Directions ->
Skipping all pictures, set down the lines of the listing from the first through the one with "const planRows: string[]".
* * * * * * *
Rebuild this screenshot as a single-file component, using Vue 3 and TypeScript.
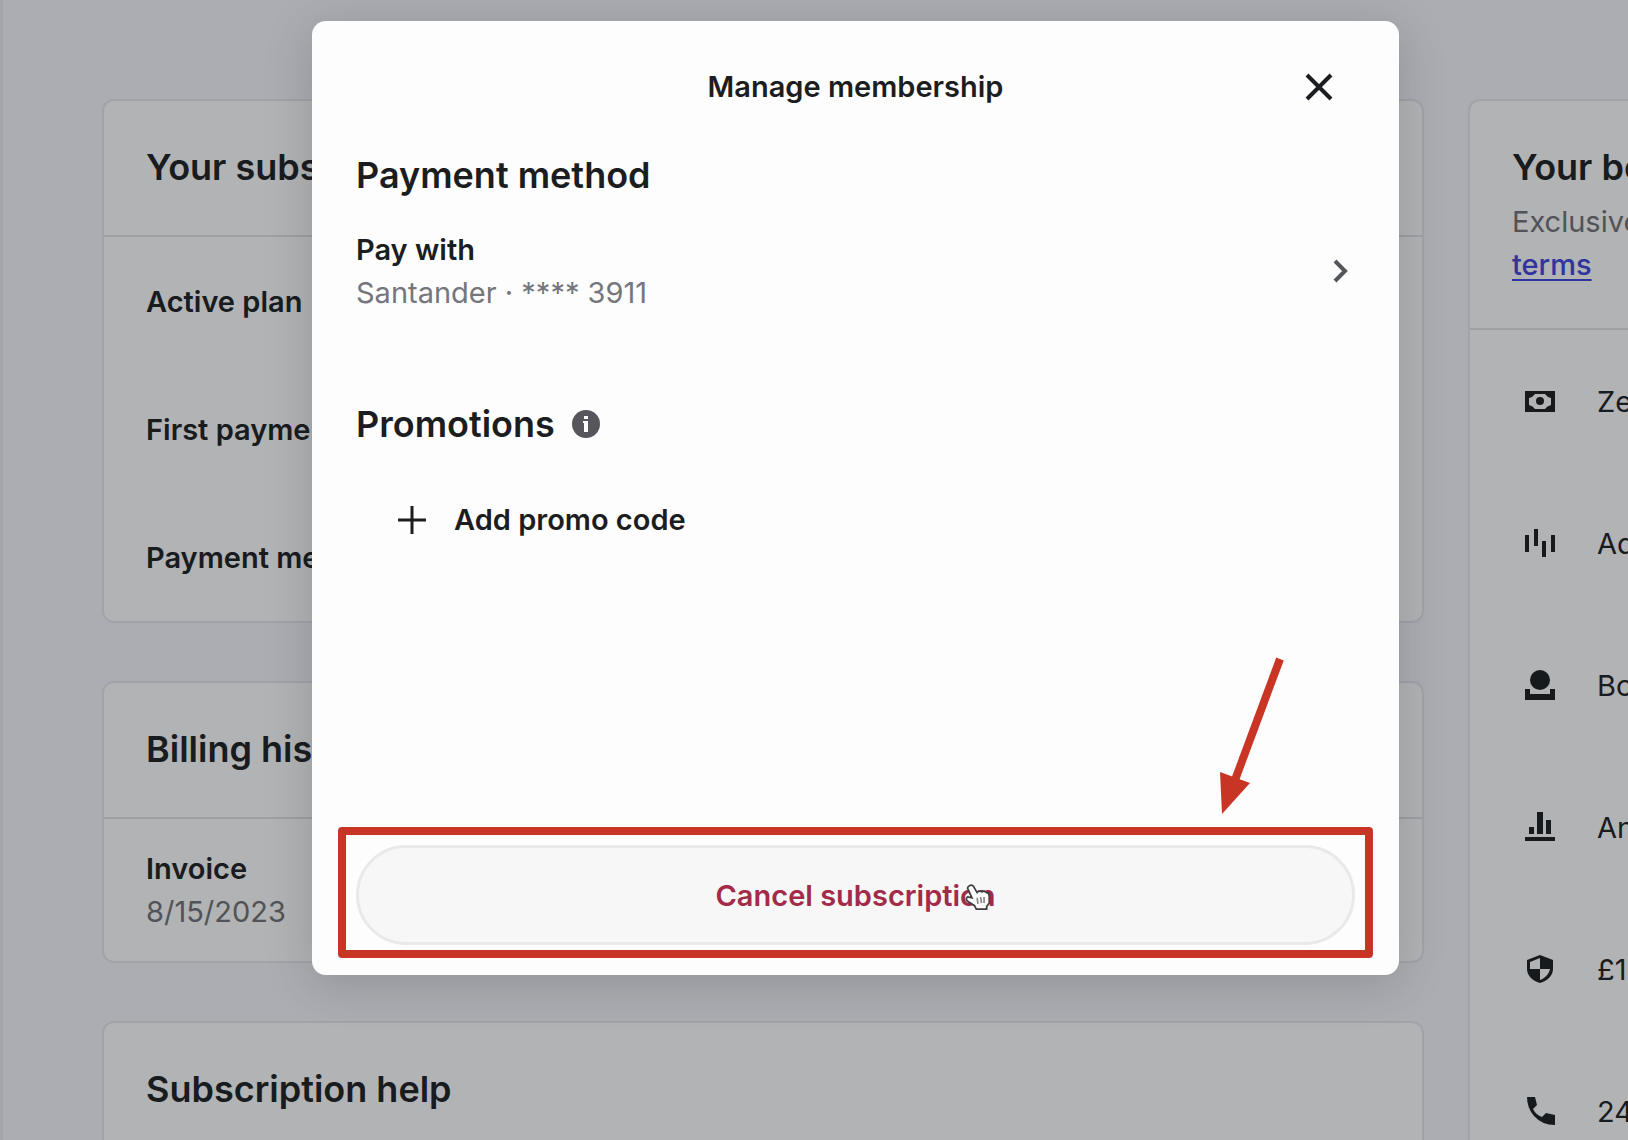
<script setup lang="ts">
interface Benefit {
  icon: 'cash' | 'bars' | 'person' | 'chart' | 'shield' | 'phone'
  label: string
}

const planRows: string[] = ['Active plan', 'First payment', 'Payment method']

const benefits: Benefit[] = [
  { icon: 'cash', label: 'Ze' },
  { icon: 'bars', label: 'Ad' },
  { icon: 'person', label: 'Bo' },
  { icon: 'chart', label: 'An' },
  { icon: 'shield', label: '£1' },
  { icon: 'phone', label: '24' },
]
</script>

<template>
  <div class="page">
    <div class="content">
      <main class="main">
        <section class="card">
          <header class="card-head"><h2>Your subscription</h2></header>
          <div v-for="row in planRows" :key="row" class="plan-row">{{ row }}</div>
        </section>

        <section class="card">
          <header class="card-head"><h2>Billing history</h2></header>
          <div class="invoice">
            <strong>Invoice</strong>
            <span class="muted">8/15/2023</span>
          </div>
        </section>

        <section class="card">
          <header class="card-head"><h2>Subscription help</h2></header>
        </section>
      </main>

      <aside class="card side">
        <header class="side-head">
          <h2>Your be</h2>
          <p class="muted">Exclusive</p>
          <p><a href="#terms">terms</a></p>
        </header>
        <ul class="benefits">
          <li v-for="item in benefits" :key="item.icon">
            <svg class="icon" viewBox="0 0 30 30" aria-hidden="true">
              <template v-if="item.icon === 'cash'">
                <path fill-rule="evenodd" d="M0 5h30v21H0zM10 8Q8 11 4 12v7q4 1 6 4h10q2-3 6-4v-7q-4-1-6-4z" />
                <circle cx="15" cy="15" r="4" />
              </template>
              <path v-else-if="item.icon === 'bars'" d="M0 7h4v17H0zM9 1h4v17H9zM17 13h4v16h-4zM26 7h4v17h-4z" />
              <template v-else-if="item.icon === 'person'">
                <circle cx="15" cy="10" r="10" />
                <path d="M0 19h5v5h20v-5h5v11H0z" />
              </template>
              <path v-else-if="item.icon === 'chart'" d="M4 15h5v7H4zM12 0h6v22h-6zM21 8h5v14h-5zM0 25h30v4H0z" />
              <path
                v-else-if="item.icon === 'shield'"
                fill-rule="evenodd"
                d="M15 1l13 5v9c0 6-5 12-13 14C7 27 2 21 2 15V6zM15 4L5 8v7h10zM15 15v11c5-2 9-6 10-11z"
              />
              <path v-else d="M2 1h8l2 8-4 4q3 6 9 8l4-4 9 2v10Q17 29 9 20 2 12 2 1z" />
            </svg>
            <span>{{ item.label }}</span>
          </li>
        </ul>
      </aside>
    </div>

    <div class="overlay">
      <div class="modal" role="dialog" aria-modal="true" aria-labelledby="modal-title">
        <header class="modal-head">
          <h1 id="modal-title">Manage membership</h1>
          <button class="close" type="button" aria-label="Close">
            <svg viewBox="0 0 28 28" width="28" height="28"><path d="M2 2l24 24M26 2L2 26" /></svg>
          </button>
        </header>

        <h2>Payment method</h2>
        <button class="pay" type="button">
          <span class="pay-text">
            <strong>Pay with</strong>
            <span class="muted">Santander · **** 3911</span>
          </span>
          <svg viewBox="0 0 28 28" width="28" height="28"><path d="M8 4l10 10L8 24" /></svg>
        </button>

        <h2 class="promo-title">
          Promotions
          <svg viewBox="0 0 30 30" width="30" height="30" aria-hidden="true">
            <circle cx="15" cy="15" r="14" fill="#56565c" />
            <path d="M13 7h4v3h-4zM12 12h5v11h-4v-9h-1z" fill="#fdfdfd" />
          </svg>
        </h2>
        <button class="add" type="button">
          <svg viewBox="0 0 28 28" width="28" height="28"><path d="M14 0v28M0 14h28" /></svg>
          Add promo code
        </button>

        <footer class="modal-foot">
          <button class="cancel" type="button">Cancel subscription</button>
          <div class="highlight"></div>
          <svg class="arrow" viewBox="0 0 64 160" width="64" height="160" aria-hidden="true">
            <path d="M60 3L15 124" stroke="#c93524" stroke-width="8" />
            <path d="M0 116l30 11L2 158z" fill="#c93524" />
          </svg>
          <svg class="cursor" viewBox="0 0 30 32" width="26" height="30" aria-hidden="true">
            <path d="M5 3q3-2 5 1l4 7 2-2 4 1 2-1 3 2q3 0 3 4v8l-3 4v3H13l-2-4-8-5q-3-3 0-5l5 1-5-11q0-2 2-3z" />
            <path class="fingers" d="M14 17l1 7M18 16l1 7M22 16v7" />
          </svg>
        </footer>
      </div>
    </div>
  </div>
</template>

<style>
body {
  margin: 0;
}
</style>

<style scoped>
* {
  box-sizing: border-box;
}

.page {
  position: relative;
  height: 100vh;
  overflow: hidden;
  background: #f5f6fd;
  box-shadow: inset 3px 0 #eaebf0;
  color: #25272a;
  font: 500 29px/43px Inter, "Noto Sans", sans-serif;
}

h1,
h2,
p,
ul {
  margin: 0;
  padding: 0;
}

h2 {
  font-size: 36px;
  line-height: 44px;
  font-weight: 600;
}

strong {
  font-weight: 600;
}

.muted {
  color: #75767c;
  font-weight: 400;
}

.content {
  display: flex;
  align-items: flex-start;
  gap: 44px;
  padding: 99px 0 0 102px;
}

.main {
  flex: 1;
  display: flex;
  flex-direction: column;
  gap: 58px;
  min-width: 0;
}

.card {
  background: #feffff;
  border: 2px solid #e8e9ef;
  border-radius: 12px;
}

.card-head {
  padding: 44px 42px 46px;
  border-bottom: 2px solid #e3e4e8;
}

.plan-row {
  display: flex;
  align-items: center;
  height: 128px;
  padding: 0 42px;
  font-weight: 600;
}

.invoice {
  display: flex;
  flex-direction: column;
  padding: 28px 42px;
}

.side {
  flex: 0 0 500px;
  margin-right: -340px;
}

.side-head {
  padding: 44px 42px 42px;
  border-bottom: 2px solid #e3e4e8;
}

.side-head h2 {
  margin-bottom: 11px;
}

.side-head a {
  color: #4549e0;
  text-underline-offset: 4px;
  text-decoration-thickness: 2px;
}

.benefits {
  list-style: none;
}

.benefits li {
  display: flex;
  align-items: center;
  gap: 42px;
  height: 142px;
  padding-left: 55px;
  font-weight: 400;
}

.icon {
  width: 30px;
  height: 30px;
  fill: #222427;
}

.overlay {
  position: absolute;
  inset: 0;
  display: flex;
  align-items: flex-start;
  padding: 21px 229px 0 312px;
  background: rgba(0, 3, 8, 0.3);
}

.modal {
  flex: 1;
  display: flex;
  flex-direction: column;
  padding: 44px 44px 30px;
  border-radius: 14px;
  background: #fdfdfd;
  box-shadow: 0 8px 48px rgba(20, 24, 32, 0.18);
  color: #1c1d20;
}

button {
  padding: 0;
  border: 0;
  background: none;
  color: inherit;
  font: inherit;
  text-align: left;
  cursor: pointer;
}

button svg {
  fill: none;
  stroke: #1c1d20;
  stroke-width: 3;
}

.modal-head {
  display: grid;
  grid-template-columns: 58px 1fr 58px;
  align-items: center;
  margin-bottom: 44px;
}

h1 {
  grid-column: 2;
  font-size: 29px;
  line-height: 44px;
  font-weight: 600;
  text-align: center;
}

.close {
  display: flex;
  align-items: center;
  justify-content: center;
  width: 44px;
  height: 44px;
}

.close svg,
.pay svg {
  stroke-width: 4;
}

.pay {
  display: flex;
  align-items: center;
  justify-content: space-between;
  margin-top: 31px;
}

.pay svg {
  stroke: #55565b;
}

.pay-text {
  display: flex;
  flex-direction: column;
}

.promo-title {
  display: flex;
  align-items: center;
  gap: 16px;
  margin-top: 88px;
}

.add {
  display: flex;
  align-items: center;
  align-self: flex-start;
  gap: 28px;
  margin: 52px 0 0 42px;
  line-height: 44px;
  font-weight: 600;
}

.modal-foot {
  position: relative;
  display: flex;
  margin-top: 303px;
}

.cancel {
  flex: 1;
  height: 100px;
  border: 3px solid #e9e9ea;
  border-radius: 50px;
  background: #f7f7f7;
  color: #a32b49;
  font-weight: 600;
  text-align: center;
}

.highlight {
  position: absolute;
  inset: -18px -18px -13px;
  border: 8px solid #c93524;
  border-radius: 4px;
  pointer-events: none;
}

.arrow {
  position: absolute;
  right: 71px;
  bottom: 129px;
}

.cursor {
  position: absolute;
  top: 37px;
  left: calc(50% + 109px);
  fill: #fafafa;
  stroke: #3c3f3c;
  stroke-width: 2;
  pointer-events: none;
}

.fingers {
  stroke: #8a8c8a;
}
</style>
* * * * * * *
Task output ->
Rebuild this screenshot as a single-file component, using Vue 3 and TypeScript.
<script setup lang="ts">
interface Benefit {
  icon: 'cash' | 'bars' | 'person' | 'chart' | 'shield' | 'phone'
  label: string
}

const planRows: string[] = ['Active plan', 'First payment', 'Payment method']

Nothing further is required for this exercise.